Five of nine people aboard a GCI plane that crashed near Dillingham are reported dead, according to the National Transportation Safety Board. A spokesman for former U.S. Sen. Ted Stevens said Tuesday morning that Stevens was on board the plane and is among the dead.
"I can confirm to you that the senator died in the crash," said Mitch Rose, former chief of staff to Stevens.
Also aboard the plane was former NASA administrator Sean O'Keefe, according to media reports.
Another plane spotted the wreckage 17 miles north of Dillingham at around 7 p.m. Monday, according to the Alaska Air National Guard. Rescuers were expected to reach the wreckage at midnight, but a handful of good Samaritans were on the scene earlier in the evening, Guard spokesman Maj. Guy Hayes said Monday night.

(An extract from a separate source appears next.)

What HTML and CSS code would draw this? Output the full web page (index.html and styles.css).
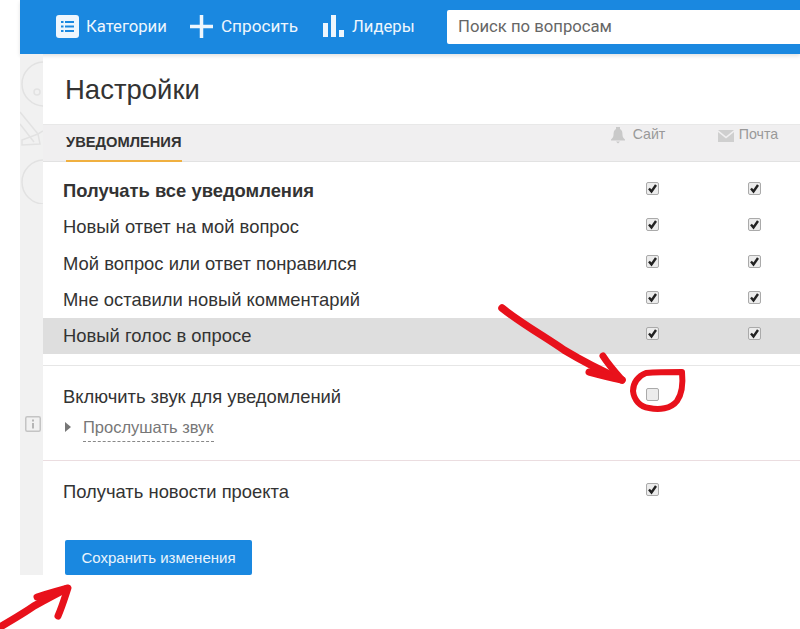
FILE: index.html
```html
<!DOCTYPE html>
<html lang="ru">
<head>
    <meta charset="UTF-8">
    <meta name="viewport" content="width=device-width, initial-scale=1.0">
    <title>Настройки</title>
    <link rel="stylesheet" href="styles.css">
</head>
<body>
    <div class="shell">
        <header class="topbar">
            <nav class="nav">
                <a class="nav-item nav-cat">
                    <svg width="23" height="23" viewBox="0 0 23 23"><rect width="23" height="23" rx="3" fill="#eef6fd"/><path d="M5 7h2.500M9 7h9M5 11.500h2.500M9 11.500h9M5 16h2.500M9 16h9" stroke="#1a88e0" stroke-width="2.200"/></svg>
                    Категории
                </a>
                <a class="nav-item nav-ask">
                    <svg width="23" height="23" viewBox="0 0 23 23"><path d="M11.500 0v23M0 11.500h23" stroke="#eef6fd" stroke-width="3.500"/></svg>
                    Спросить
                </a>
                <a class="nav-item nav-lead">
                    <svg width="23" height="24" viewBox="0 0 23 24"><path d="M1 9h5v14H1zM9 1h5v22H9zM17 16h5v7h-5z" fill="#eef6fd"/></svg>
                    Лидеры
                </a>
            </nav>
            <input class="search" type="text" placeholder="Поиск по вопросам">
        </header>
        <div class="content">
            <aside class="rail">
                <svg class="rail-art" width="23" height="150" viewBox="0 0 23 150" fill="none" stroke="#e2e2e2" stroke-width="1.500">
                    <circle cx="24" cy="30" r="22"/>
                    <circle cx="17" cy="38" r="3"/>
                    <path d="M0 58l18 22 5-3M2 86l16-6 2 10-18 1zM0 70l14 18"/>
                    <circle cx="24" cy="128" r="22"/>
                </svg>
                <svg class="rail-info" width="16" height="16" viewBox="0 0 16 16" fill="none"><rect x=".75" y=".75" width="14.500" height="14.500" rx="1.500" stroke="#c4c4c4" stroke-width="1.500"/><path d="M8 3.500v2M8 7v5.500" stroke="#b5b5b5" stroke-width="2"/></svg>
            </aside>
            <main class="panel">
                <h1 class="title">Настройки</h1>
                <div class="tabs">
                    <span class="tab">УВЕДОМЛЕНИЯ</span>
                    <span class="channel channel-site">
                        <svg width="14" height="18" viewBox="0 0 14 18"><path d="M5 1h4v2c2 1 2.500 3 2.500 6 0 2 1 3 2.500 4.500v1H0v-1C1.500 12 2.500 11 2.500 9c0-3 .5-5 2.500-6zM5 15.500h4L7 17.500z" fill="#c9c9c9"/></svg>
                        Сайт
                    </span>
                    <span class="channel channel-mail">
                        <svg width="16" height="12" viewBox="0 0 16 12"><path d="M0 0h16L8 6.500zM0 2l8 6.500L16 2v10H0z" fill="#cfcfcf"/></svg>
                        Почта
                    </span>
                </div>

                <div class="rows">
                    <div class="row row-bold"><span>Получать все уведомления</span><input class="check" type="checkbox" checked><input class="check" type="checkbox" checked></div>
                    <div class="row"><span>Новый ответ на мой вопрос</span><input class="check" type="checkbox" checked><input class="check" type="checkbox" checked></div>
                    <div class="row"><span>Мой вопрос или ответ понравился</span><input class="check" type="checkbox" checked><input class="check" type="checkbox" checked></div>
                    <div class="row"><span>Мне оставили новый комментарий</span><input class="check" type="checkbox" checked><input class="check" type="checkbox" checked></div>
                    <div class="row row-active"><span>Новый голос в опросе</span><input class="check" type="checkbox" checked><input class="check" type="checkbox" checked></div>
                </div>

                <section class="sound">
                    <div class="row"><span>Включить звук для уведомлений</span><input class="check" type="checkbox"></div>
                    <div class="listen"><a class="listen-link">Прослушать звук</a></div>
                </section>

                <section class="news">
                    <div class="row"><span>Получать новости проекта</span><input class="check" type="checkbox" checked></div>
                </section>

                <button class="save">Сохранить изменения</button>
            </main>
        </div>
    </div>

    <!-- red marks drawn over the screenshot -->
    <svg class="marks" width="800" height="629" viewBox="0 0 800 629" fill="none" stroke="#e8111b" stroke-linecap="round" stroke-linejoin="round">
        <path d="M502 308c20 16 45 30 62 42 20 12 40 22 58 30" stroke-width="7.500"/>
        <path d="M603 356c5 8 12 16 19 24-10-2-22-5-33-8" stroke-width="7"/>
        <path d="M646 373c12-1 24-1 36-1 1 10 0 22-5 29-6 8-18 9-28 7-9-1-15-8-16-17 0-8 5-15 13-18z" stroke-width="6"/>
        <path d="M0 627c12-7 24-14 34-21 11-6 22-12 32-17" stroke-width="7.500"/>
        <path d="M37 597c10-3 20-6 31-9-3 9-6 19-10 28" stroke-width="7"/>
    </svg>
</body>
</html>
```

FILE: styles.css
```css
body {
    margin: 0;
    height: 629px;
    overflow: hidden;
    background-color: #fff;
    font-family: "Liberation Sans", Arial, sans-serif;
    color: #333;
    position: relative;
}
.shell {
    margin-left: 20px;
}
.topbar {
    height: 54px;
    background-color: #1a88e0;
    display: flex;
    align-items: center;
    justify-content: space-between;
    box-shadow: 0 2px 4px rgba(0, 0, 0, 0.12);
    position: relative;
}
.nav {
    display: flex;
    align-items: center;
    padding-left: 36px;
    margin-top: -2px;
}
.nav-item {
    display: flex;
    align-items: center;
    color: #eef6fd;
    font-family: Roboto, sans-serif;
    font-size: 16.7px;
}
.nav-cat svg {
    margin-right: 7px;
}
.nav-ask {
    margin-left: 23px;
    font-size: 17.2px;
}
.nav-ask svg {
    margin-right: 8px;
}
.nav-lead {
    margin-left: 24px;
}
.nav-lead svg {
    margin-right: 7px;
}
.search {
    width: 353px;
    height: 34px;
    box-sizing: border-box;
    border: 0;
    padding: 0 11px 2px;
    border-radius: 2px 0 0 2px;
    background-color: #fff;
    font-family: Roboto, sans-serif;
    font-size: 16.7px;
}
.search::placeholder {
    color: #666;
    opacity: 1;
}
.content {
    display: flex;
    height: 521px;
}
.rail {
    width: 23px;
    background-color: #f1f1f1;
    position: relative;
    overflow: hidden;
}
.rail-art {
    display: block;
    margin-top: 0;
}
.rail-info {
    position: absolute;
    left: 5px;
    top: 362px;
}
.panel {
    flex-grow: 1;
}
.title {
    margin: 0;
    height: 70px;
    box-sizing: border-box;
    padding: 20px 0 0 22px;
    font-size: 27.5px;
    line-height: 32px;
    font-weight: normal;
    color: #333;
}
.tabs {
    height: 38px;
    box-sizing: border-box;
    background-color: #f0eff0;
    border-top: 1px solid #e8e8e8;
    border-bottom: 1px solid #e2e2e2;
    display: grid;
    grid-template-columns: 1fr 112px 92px;
    padding-left: 23px;
    color: #999;
    font-size: 14.2px;
}
.tab {
    justify-self: start;
    height: 37px;
    box-sizing: border-box;
    padding-top: 9px;
    border-bottom: 2px solid #f0b040;
    color: #333;
    font-size: 14.7px;
    font-weight: bold;
    line-height: 17px;
}
.channel {
    display: flex;
    align-items: flex-start;
    justify-content: center;
    line-height: 18px;
}
.channel-site {
    padding-right: 28px;
}
.channel-site svg {
    margin-right: 8px;
    margin-top: 1px;
}
.channel-mail {
    padding-right: 12px;
}
.channel-mail svg {
    margin-right: 5px;
    margin-top: 5px;
}
.rows {
    padding-top: 11px;
    padding-bottom: 11px;
    border-bottom: 1px solid #e6e6e6;
}
.row {
    display: grid;
    grid-template-columns: 1fr 112px 92px;
    align-items: center;
    height: 36.25px;
    padding-left: 20px;
    font-size: 18.4px;
    color: #333;
}
.row-bold {
    font-weight: bold;
}
.row-active {
    background-color: #dedede;
}
.check {
    appearance: none;
    justify-self: center;
    width: 13px;
    height: 13px;
    margin: -5px 0 0;
    box-sizing: border-box;
    border: 1px solid #aaa;
    border-radius: 2px;
    background-color: #ececec;
}
.check:checked {
    background-image: url("data:image/svg+xml,%3Csvg xmlns='http://www.w3.org/2000/svg' viewBox='0 0 11 11'%3E%3Cpath d='M2 5.500l2.500 3L9 2' fill='none' stroke='%23222' stroke-width='2.400'/%3E%3C/svg%3E");
    background-size: 11px 11px;
}
.sound {
    padding: 13px 0 18px;
    border-bottom: 1px solid #ebdde0;
}
.listen {
    margin-top: 1px;
    padding-left: 40px;
    position: relative;
    font-size: 16.5px;
    line-height: 20px;
}
.listen::before {
    content: "";
    position: absolute;
    left: 22px;
    top: 5px;
    border-left: 6px solid #777;
    border-top: 5px solid transparent;
    border-bottom: 5px solid transparent;
}
.listen-link {
    display: inline-block;
    color: #777;
    border-bottom: 1px dashed #888;
    padding-bottom: 4px;
}
.news {
    padding-top: 13px;
}
.save {
    display: block;
    margin: 30px 0 0 22px;
    width: 187px;
    height: 35px;
    border: 0;
    border-radius: 2px;
    background-color: #1a88e0;
    color: #eaf4fc;
    font-family: "Liberation Sans", Arial, sans-serif;
    font-size: 15px;
}
.marks {
    position: absolute;
    left: 0;
    top: 0;
    pointer-events: none;
}
```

The downed plane -- a 1957 DeHavilland DHC-3 Otter -- is registered to General Communications Inc., according to a friend of one of the people believed to have been on the plane. The Anchorage-based telecom company operates a lodge near Dillingham. In summer, GCI employees, clients and guests routinely fly to the lodge on GCI's plane.
A friend of Stevens' confirmed to Alaska Dispatch that he was on the plane. But who died and who survived is unknown as of 8:50 a.m. Tuesday. In a statement released shortly before 10 a.m. Tuesday, GCI president and CEO Ron Duncan said the company was not able to confirm specific information about the plane's passengers.

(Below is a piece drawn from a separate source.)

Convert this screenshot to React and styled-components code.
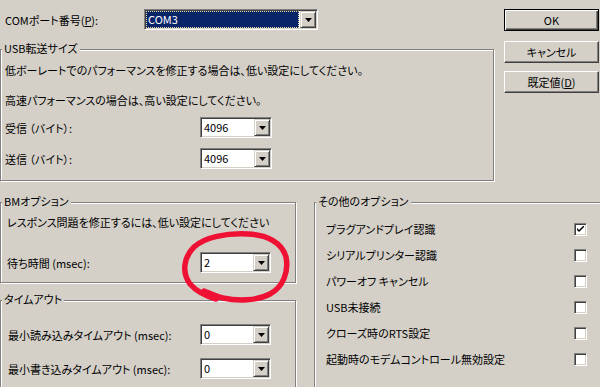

"We are aware of news reports stating that four of the nine individuals on board the aircraft have survived," Duncan's statement reads. "At this point, I cannot confirm or comment on these reports. We are waiting for authoritative information from the rescue units. All of our energies are focused on working with the rescue units and mobilizing to support the families and friends of the individuals on the aircraft."
The Air National Guard landed a helicopter at the crash scene at about 7:30 a.m., according to a Guard press release, and medical workers are currently treating victims at the scene. A U.S. Coast Guard C-130 is providing overhead support and will be available to fly victims in need of serious medical care from Dillingham to Anchorage.
Coverage of Ted Stevens
No matter whether an Alaskan calls former Senator Ted Stevens "Uncle Ted" with fondness or derision, that Alaskan cannot deny that the Great Land would not be what it is today without him.
Stevens' career in government service and politics began when he was appointed U.S. Attorney in Fairbanks in 1953. Over the next several years, Stevens shut down gambling halls on the Last Frontier and helped the territory win its statehood by advising the Secretary of Interior. He shepherded a settlement that protected the ancestral lands of Alaska's native people and ushered in the state's 1970s oil boom. Stevens drafted complex laws governing the Bering Sea's prolific fisheries -- and as a master of the Senate earmarking game, helped Alaska secure tens of billions of federal money, which brought many rural villages into the modern era. He spent nearly 40 years in the U.S. Senate -- making him the longest-serving Republican in Congress's upper chamber.
Stevens' legacy was tainted by his relationship with oilman Bill Allen, who was at the center of a sweeping political corruption scandal. In fall 2008, Stevens was convicted in a Washington, D.C. federal court for not reporting gifts from Allen, but the judge later threw out the conviction, citing prosecutorial misconduct. Still, Stevens lost his bid for reelection in November 2008 to Anchorage Mayor Mark Begich, a Democrat.
Begich issued the following statement Tuesday: "I join Alaskans and others across the country waiting for details of last night's tragic plane crash near Dillingham. My thoughts and prayers are with those on board the plane and their families as we wait for more information."
Begich's father, Nick Begich, died in a plane crash in 1972 in Alaska. He was the state's lone U.S. representative.
Stevens' death in an aviation accident would contain a sad kind of congruence. At Anchorage International Airport in 1978, before it was named after him, the former senator survived a Learjet crash which claimed the lives of five fellow passengers, including his first wife Ann, with whom he had five children.
In 1944, Stevens earned his wings in the Army Air Corps, and flew transport aircraft for the next two years in the China-Burma-India theater of World War II. During his service, he was awarded the Distinguished Flying Cross, the U.S. military's highest individual honor for aviation heroism.
After the war, Stevens earned a B.A. in Political Science from UCLA, and then a law degree from Harvard Law School. He began practicing law in Washington D.C. for the firm of Northcutt Ely and became a legal advisor for Usibelli Coal Mine in Healy, Alaska. In 1952, Stevens drove up the Alaska Highway to practice law in Fairbanks, and in 1953, he was appointed U.S. Attorney there.